An expert guide accompanies the other on a journey to discover the Nuragic civilization, including towers, quizzes, tests to overcome, and symbolic encounters with figures of the ancient economy: the blacksmith, the shepherd, and the farmer. Each provides essential resources to face the challenges of the journey, from drought to fires, from landslides to floods.

The complex is composed of ten towers, each dedicated to a different theme: from the risk factors threatening the nuraghi to climate change, presented as a concrete and current challenge for the area. The final objective is the eleventh tower, the Mother Tower. Here, the game slows down and turns into reflection: from high above the landscape, the protagonists ponder the future of the island, the rising sea level, and the possibility that these ancient sites could disappear.

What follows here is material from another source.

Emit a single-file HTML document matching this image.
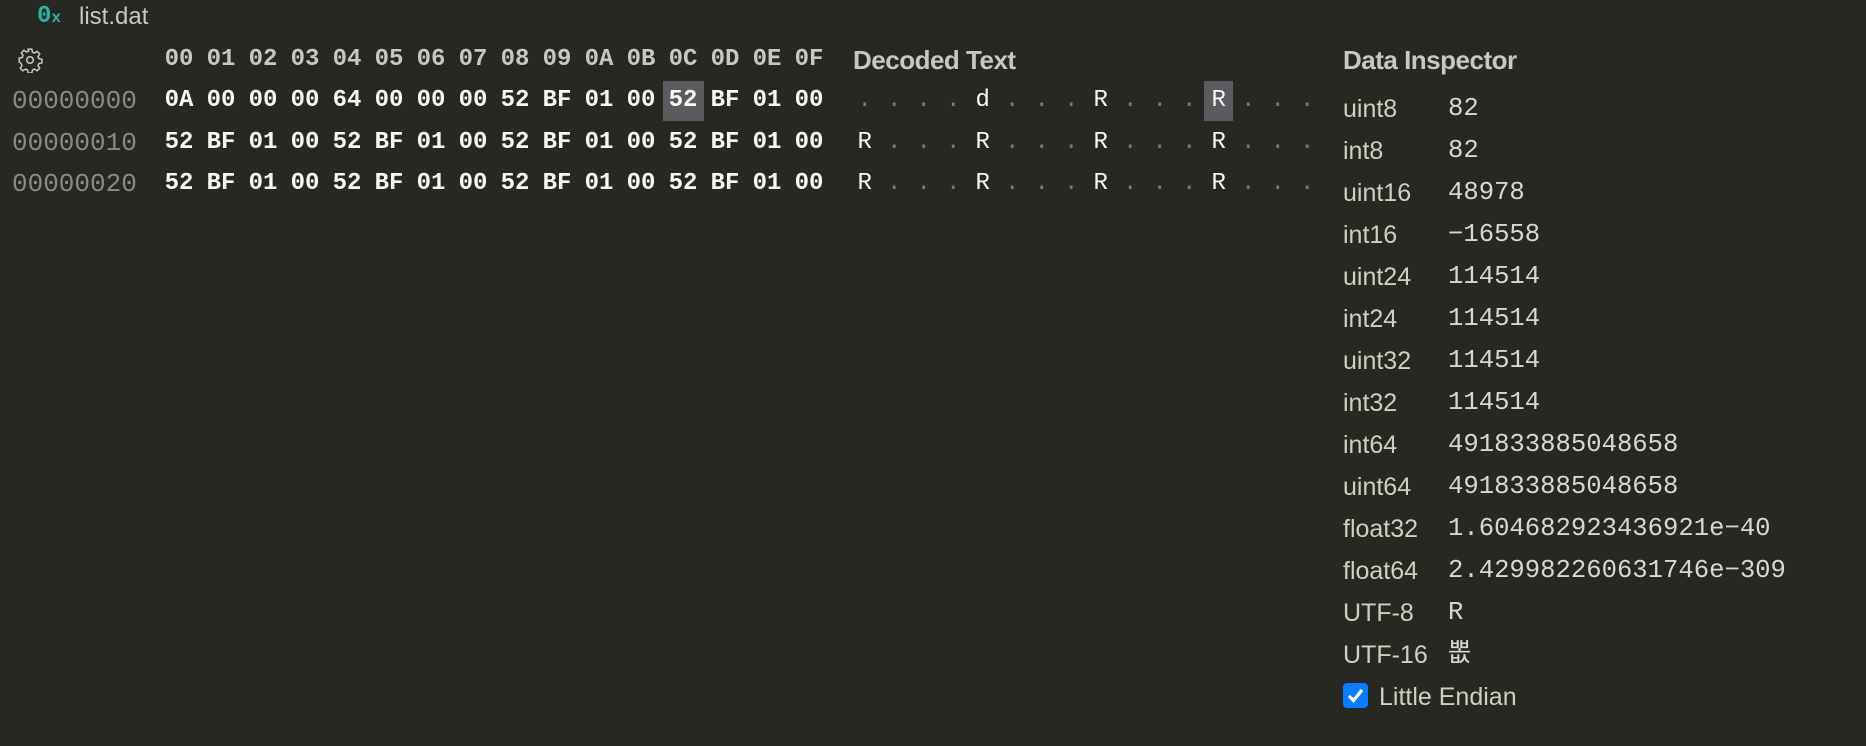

Among tunnels, wooden walkways, makeshift rafts, and blocks in need of restoration, the adventure becomes a metaphor: knowledge as a tool to protect what we have inherited. The story unfolds in a fantastical setting, but the message is real and urgent.

For the school, the award is confirmation of an educational program that values teamwork, creativity, and student commitment.

This achievement was also made possible thanks to the contribution of the teachers who accompanied the class on this experience: Carla Vargiu, Cristina Piras, Andrea Ledda, Carla Dettori, Gianfranco Serra, and Marina Scioni.